Deviation Theorems for Solutions of Differential Equations and Applications to Lower Bounds on Parallel Complexity of Sigmoids

Abstract Under a sigmoid with a depth d we understand a circuit with d layers where each real function computed at (i+1)th layer is obtained as G(q) where q is a rational expression in the functions computed at ith layer and G is a gate operator from some admitted family. Two types of the families of gate operators are considered: first, we admit to substitute g(q) where g is a solution of a linear ordinary differential equation with the polynomial coefficients and second, as G(q) we take a solution of nonlinear first-order differential equation.
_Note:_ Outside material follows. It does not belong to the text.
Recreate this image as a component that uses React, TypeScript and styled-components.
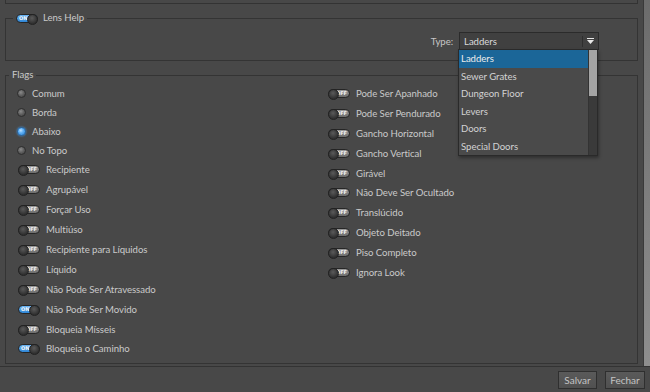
import React from 'react';
import styled, { createGlobalStyle } from 'styled-components';

const GlobalStyle = createGlobalStyle`
  html, body {
    margin: 0;
    padding: 0;
    background: #484848;
  }
  body {
    font-family: Lato, 'Liberation Sans', sans-serif;
    font-size: 9.6px;
    letter-spacing: -0.05px;
    color: #cacaca;
  }
`;

const Window = styled.div`
  width: 650px;
  height: 392px;
  display: flex;
  flex-direction: column;
  background: #484848;
  overflow: hidden;
`;

const Body = styled.div`
  height: 366px;
  display: flex;
`;

const Main = styled.div`
  flex: 1;
  padding: 0 5px;
  display: flex;
  flex-direction: column;
`;

const SideStrip = styled.div`
  width: 6px;
  border-left: 1px solid #3a3a3a;
  background: linear-gradient(#6c6c6c, #8e8e8e);
`;

const TopStub = styled.div`
  height: 3px;
  border: 1px solid #333;
  border-top: none;
`;

const Group = styled.fieldset<{ $top: number; $height: number }>`
  margin: ${(p) => p.$top}px 0 0;
  padding: 0;
  height: ${(p) => p.$height}px;
  box-sizing: border-box;
  border: 1px solid #343434;
  min-width: 0;
`;

const Legend = styled.legend<{ $indent: number }>`
  margin-left: ${(p) => p.$indent}px;
  padding: 0 3px;
  height: 12px;
  line-height: 12px;
  display: flex;
  align-items: center;
  gap: 5px;
  color: #cacaca;
`;

const TypeRow = styled.div`
  display: flex;
  justify-content: flex-end;
  align-items: center;
  gap: 6px;
  padding: 8px 38px 0 0;
`;

const TypeLabel = styled.span`
  color: #c6c6c6;
`;

const Combo = styled.div`
  position: relative;
  width: 140px;
  height: 18px;
  box-sizing: border-box;
  border: 1px solid #2b2b2b;
  background: #404040;
  display: flex;
  align-items: center;
`;

const ComboText = styled.span`
  flex: 1;
  padding-left: 4px;
  color: #dadada;
`;

const ComboArrow = styled.span`
  width: 15px;
  height: 11px;
  border-left: 1px solid #2e2e2e;
  display: flex;
  align-items: center;
  justify-content: center;
`;

const DropList = styled.div`
  position: absolute;
  top: 16px;
  left: -2px;
  width: 140px;
  height: 107px;
  box-sizing: border-box;
  border: 1px solid #2a2a2a;
  background: #4a4a4a;
  display: flex;
  z-index: 10;
  box-shadow: 1px 2px 3px rgba(0, 0, 0, 0.35);
`;

const DropItems = styled.div`
  flex: 1;
  display: flex;
  flex-direction: column;
`;

const DropItem = styled.div<{ $selected?: boolean }>`
  height: 17.5px;
  line-height: 17.5px;
  padding-left: 2px;
  color: ${(p) => (p.$selected ? '#ececec' : '#d2d2d2')};
  background: ${(p) => (p.$selected ? '#1b6698' : 'transparent')};
`;

const ScrollTrack = styled.div`
  width: 8px;
  background: #3a3a3a;
  border-left: 1px solid #333;
`;

const ScrollThumb = styled.div`
  height: 46px;
  background: #a4a4a4;
`;

const FlagsGrid = styled.div`
  display: grid;
  grid-template-columns: 310px 1fr;
  padding: 3px 0 0 10px;
`;

const Column = styled.div`
  display: flex;
  flex-direction: column;
`;

const Row = styled.div<{ $h: number; $toggle?: boolean }>`
  height: ${(p) => p.$h}px;
  display: flex;
  align-items: center;
  gap: 6px;
  padding-left: ${(p) => (p.$toggle ? 2 : 0)}px;
  white-space: nowrap;
`;

const RadioDot = styled.span<{ $on?: boolean }>`
  width: 9px;
  height: 9px;
  border-radius: 50%;
  box-sizing: border-box;
  border: 1px solid ${(p) => (p.$on ? '#2a6fb0' : '#2e2e2e')};
  background: ${(p) =>
    p.$on
      ? 'radial-gradient(circle at 40% 35%, #bfe2ff 0%, #5fb0f5 40%, #2a80d0 100%)'
      : 'radial-gradient(circle at 40% 35%, #8a8a8a 0%, #5e5e5e 50%, #3c3c3c 100%)'};
  box-shadow: ${(p) => (p.$on ? '0 0 2px #4aa0f0' : 'none')};
  margin-left: 1px;
`;

const Track = styled.span<{ $on?: boolean }>`
  position: relative;
  width: 22px;
  height: 9px;
  border-radius: 5px;
  box-sizing: border-box;
  border: 1px solid #262626;
  background: ${(p) =>
    p.$on
      ? 'linear-gradient(#6cb4f2, #2f86d6)'
      : 'linear-gradient(#9a9a9a, #6c6c6c)'};
  display: flex;
  align-items: center;
  justify-content: ${(p) => (p.$on ? 'flex-start' : 'flex-end')};
  flex-shrink: 0;
`;

const TrackText = styled.span`
  font-family: 'DejaVu Sans', sans-serif;
  font-size: 5px;
  font-weight: bold;
  line-height: 5px;
  letter-spacing: 0;
  color: #f4f4f4;
  padding: 0 2px;
`;

const Knob = styled.span<{ $on?: boolean }>`
  position: absolute;
  top: -1px;
  ${(p) => (p.$on ? 'right: -1px;' : 'left: -1px;')}
  width: 9px;
  height: 9px;
  border-radius: 50%;
  background: radial-gradient(circle at 45% 35%, #5a5a5a 0%, #303030 70%);
  border: 1px solid #222;
`;

const Footer = styled.div`
  flex: 1;
  border-top: 1px solid #333;
  display: flex;
  justify-content: flex-end;
  align-items: center;
  gap: 8px;
  padding-right: 5px;
`;

const Button = styled.button<{ $w: number }>`
  width: ${(p) => p.$w}px;
  height: 18px;
  padding: 0;
  border: 1px solid #2f2f2f;
  background: linear-gradient(#5a5a5a, #505050);
  color: #c4c4c4;
  font-family: inherit;
  font-size: 10px;
`;

type ToggleProps = { on?: boolean };

function Toggle({ on }: ToggleProps): React.ReactElement {
  return (
    <Track $on={on}>
      <TrackText>{on ? 'ON' : 'OFF'}</TrackText>
      <Knob $on={on} />
    </Track>
  );
}

const radios = [
  { label: 'Comum' },
  { label: 'Borda' },
  { label: 'Abaixo', on: true },
  { label: 'No Topo' },
];

const leftToggles = [
  { label: 'Recipiente' },
  { label: 'Agrupável' },
  { label: 'Forçar Uso' },
  { label: 'Multiúso' },
  { label: 'Recipiente para Líquidos' },
  { label: 'Líquido' },
  { label: 'Não Pode Ser Atravessado' },
  { label: 'Não Pode Ser Movido', on: true },
  { label: 'Bloqueia Mísseis' },
  { label: 'Bloqueia o Caminho', on: true },
];

const rightToggles = [
  'Pode Ser Apanhado',
  'Pode Ser Pendurado',
  'Gancho Horizontal',
  'Gancho Vertical',
  'Girável',
  'Não Deve Ser Ocultado',
  'Translúcido',
  'Objeto Deitado',
  'Piso Completo',
  'Ignora Look',
];

const types = ['Ladders', 'Sewer Grates', 'Dungeon Floor', 'Levers', 'Doors', 'Special Doors'];

function App(): React.ReactElement {
  return (
    <Window>
      <GlobalStyle />
      <Body>
        <Main>
          <TopStub />
          <Group $top={8} $height={49}>
            <Legend $indent={7}>
              <Toggle on />
              <span>Lens Help</span>
            </Legend>
            <TypeRow>
              <TypeLabel>Type:</TypeLabel>
              <Combo>
                <ComboText>Ladders</ComboText>
                <ComboArrow>
                  <svg width="9" height="7" viewBox="0 0 9 7">
                    <rect x="1" y="0" width="7" height="1" fill="#e8e8e8" />
                    <path d="M1 2 L8 2 L4.5 6 Z" fill="#e8e8e8" />
                  </svg>
                </ComboArrow>
                <DropList>
                  <DropItems>
                    {types.map((t, i) => (
                      <DropItem key={t} $selected={i === 0}>
                        {t}
                      </DropItem>
                    ))}
                  </DropItems>
                  <ScrollTrack>
                    <ScrollThumb />
                  </ScrollTrack>
                </DropList>
              </Combo>
            </TypeRow>
          </Group>
          <Group $top={8} $height={295}>
            <Legend $indent={3}>Flags</Legend>
            <FlagsGrid>
              <Column>
                {radios.map((r) => (
                  <Row key={r.label} $h={19}>
                    <RadioDot $on={r.on} />
                    <span>{r.label}</span>
                  </Row>
                ))}
                {leftToggles.map((t) => (
                  <Row key={t.label} $h={19.9} $toggle>
                    <Toggle on={t.on} />
                    <span>{t.label}</span>
                  </Row>
                ))}
              </Column>
              <Column>
                {rightToggles.map((t) => (
                  <Row key={t} $h={19.8} $toggle>
                    <Toggle />
                    <span>{t}</span>
                  </Row>
                ))}
              </Column>
            </FlagsGrid>
          </Group>
        </Main>
        <SideStrip />
      </Body>
      <Footer>
        <Button $w={39}>Salvar</Button>
        <Button $w={40}>Fechar</Button>
      </Footer>
    </Window>
  );
}

export default App;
The sigmoids of the first type compute any composition of the functions like exp, log, sin (thus, it includes, in particular, standard sigmoids corresponding to the gate g=(1+exp(−x))−1), the sigmoids of the second type compute Pfaffian functions. The main result states that if two different functions f1, f2 are computed by means of the sigmoids with the parallel complexity d, then the difference |f1−f2| grows not slower than (exp(d)(p))−1 (and not faster than exp(d)(p)) where exp(d) is d times iteration of the exponential function and p is a certain polynomial, thus one cannot rather good approximate f1 with a precise parallel complexity d by means of a function f2 with a less parallel complexity. Also we estimate the number of zeroes in the intervals of a function computed by a sigmoid of the first type. All the obtained bounds are sharp.